Information shown>
[START]
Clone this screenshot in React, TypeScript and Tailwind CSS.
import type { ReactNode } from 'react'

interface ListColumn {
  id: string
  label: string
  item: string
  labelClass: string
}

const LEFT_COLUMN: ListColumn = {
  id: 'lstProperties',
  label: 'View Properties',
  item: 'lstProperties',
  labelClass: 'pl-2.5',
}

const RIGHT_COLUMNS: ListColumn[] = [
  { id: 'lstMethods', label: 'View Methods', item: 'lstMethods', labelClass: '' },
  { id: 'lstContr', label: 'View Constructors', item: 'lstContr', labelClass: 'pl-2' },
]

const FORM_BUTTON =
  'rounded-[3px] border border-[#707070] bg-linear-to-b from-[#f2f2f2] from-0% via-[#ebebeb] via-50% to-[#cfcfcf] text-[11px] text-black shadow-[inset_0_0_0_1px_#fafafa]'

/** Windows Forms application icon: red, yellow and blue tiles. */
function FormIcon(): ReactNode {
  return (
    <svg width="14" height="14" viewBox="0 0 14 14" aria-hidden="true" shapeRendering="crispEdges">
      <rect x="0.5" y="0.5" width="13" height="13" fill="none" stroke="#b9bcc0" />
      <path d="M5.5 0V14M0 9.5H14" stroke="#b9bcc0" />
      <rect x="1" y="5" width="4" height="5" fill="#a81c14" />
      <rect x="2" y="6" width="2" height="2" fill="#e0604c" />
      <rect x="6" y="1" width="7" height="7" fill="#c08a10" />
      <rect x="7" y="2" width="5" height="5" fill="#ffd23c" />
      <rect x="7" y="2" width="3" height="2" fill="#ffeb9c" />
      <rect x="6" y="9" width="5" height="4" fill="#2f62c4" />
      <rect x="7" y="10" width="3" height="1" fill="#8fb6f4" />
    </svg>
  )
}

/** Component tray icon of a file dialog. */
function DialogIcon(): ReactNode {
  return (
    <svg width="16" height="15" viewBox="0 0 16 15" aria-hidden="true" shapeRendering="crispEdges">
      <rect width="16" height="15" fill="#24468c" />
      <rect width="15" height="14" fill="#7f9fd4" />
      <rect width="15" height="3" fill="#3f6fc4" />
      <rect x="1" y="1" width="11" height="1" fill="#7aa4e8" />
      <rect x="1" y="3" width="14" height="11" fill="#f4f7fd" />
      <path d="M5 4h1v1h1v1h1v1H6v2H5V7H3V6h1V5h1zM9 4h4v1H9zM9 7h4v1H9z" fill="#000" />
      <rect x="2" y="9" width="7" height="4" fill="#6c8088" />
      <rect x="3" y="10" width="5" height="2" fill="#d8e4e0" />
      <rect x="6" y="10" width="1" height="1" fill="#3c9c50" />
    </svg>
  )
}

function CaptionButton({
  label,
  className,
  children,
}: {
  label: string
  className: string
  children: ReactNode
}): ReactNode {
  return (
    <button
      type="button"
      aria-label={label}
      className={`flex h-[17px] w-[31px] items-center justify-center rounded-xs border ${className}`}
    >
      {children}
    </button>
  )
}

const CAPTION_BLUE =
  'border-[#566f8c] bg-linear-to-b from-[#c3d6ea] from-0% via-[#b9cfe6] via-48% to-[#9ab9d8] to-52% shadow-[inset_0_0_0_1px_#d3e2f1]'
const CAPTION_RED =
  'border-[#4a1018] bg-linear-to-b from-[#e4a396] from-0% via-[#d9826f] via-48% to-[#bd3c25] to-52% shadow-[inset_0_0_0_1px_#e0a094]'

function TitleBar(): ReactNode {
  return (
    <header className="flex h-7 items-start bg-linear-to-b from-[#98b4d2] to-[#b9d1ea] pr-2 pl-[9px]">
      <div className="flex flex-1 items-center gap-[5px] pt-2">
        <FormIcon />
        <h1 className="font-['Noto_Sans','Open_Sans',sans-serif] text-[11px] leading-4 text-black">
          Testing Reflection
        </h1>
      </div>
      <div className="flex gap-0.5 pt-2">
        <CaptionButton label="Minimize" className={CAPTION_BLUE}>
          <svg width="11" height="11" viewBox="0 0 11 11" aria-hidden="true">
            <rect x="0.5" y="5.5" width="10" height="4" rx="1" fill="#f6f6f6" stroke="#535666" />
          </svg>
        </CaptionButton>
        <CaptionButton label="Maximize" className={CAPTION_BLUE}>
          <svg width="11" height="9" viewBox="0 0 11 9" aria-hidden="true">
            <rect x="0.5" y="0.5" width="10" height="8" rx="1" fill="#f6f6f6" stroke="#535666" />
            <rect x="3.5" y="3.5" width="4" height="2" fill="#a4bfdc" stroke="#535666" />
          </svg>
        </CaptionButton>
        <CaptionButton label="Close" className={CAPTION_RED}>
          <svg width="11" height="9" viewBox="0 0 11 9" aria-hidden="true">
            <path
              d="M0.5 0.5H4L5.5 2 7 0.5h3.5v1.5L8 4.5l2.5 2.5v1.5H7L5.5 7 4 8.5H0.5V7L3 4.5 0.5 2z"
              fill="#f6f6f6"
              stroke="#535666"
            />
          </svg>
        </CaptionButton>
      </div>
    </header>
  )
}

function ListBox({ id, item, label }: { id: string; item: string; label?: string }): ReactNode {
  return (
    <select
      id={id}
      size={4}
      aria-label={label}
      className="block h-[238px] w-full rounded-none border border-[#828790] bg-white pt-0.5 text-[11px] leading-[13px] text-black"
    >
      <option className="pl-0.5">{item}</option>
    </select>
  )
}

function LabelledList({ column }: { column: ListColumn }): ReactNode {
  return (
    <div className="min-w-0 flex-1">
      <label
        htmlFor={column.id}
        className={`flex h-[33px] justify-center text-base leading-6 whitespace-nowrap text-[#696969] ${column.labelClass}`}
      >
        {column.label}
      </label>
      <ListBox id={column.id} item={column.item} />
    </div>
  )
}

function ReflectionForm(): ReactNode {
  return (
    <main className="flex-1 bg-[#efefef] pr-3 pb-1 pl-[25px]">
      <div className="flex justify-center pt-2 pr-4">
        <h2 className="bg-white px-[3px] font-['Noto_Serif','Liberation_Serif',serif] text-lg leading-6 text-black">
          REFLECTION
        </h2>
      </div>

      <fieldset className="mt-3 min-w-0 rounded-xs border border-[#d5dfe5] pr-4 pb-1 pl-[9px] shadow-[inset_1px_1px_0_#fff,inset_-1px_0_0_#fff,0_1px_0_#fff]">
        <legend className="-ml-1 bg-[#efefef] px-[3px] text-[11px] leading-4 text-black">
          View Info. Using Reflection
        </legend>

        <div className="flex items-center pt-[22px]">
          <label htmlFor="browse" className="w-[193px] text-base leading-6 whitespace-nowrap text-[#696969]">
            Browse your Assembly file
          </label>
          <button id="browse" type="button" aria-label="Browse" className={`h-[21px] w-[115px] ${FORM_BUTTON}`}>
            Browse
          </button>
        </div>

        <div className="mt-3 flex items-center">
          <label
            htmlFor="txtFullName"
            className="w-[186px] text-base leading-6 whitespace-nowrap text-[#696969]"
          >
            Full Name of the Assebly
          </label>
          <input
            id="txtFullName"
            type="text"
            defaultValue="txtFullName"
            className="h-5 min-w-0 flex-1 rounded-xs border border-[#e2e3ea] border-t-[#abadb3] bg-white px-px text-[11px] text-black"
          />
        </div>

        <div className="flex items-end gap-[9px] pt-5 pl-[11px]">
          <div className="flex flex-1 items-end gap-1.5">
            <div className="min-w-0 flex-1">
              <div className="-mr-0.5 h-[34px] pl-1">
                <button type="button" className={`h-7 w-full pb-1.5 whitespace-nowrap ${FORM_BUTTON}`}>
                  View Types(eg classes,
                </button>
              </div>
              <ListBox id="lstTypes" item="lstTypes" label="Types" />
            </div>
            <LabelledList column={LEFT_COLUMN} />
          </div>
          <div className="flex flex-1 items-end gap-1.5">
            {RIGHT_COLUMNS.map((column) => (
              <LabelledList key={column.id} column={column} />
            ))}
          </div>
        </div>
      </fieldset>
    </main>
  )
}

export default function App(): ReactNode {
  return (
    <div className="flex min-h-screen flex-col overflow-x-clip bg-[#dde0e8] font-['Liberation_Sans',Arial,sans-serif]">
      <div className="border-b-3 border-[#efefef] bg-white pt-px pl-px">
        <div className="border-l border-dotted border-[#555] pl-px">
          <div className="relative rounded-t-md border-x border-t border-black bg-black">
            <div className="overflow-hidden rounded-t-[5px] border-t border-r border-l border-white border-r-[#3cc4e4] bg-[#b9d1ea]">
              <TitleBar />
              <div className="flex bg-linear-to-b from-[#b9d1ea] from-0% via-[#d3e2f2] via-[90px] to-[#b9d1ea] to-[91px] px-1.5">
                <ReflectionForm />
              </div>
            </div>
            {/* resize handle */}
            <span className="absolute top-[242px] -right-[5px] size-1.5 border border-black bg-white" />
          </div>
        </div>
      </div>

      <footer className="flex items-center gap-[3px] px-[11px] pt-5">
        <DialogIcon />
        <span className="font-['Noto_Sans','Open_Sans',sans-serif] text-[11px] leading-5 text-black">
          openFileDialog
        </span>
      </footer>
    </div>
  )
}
[END]
Problem to work on>
Quote exactly the first line of the data and every line after it through the one holding "text-[11px] text-black shadow-[inset_0_0_0_1px_#fafafa]'".

Task output>
Clone this screenshot in React, TypeScript and Tailwind CSS.
import type { ReactNode } from 'react'

interface ListColumn {
  id: string
  label: string
  item: string
  labelClass: string
}

const LEFT_COLUMN: ListColumn = {
  id: 'lstProperties',
  label: 'View Properties',
  item: 'lstProperties',
  labelClass: 'pl-2.5',
}

const RIGHT_COLUMNS: ListColumn[] = [
  { id: 'lstMethods', label: 'View Methods', item: 'lstMethods', labelClass: '' },
  { id: 'lstContr', label: 'View Constructors', item: 'lstContr', labelClass: 'pl-2' },
]

const FORM_BUTTON =
  'rounded-[3px] border border-[#707070] bg-linear-to-b from-[#f2f2f2] from-0% via-[#ebebeb] via-50% to-[#cfcfcf] text-[11px] text-black shadow-[inset_0_0_0_1px_#fafafa]'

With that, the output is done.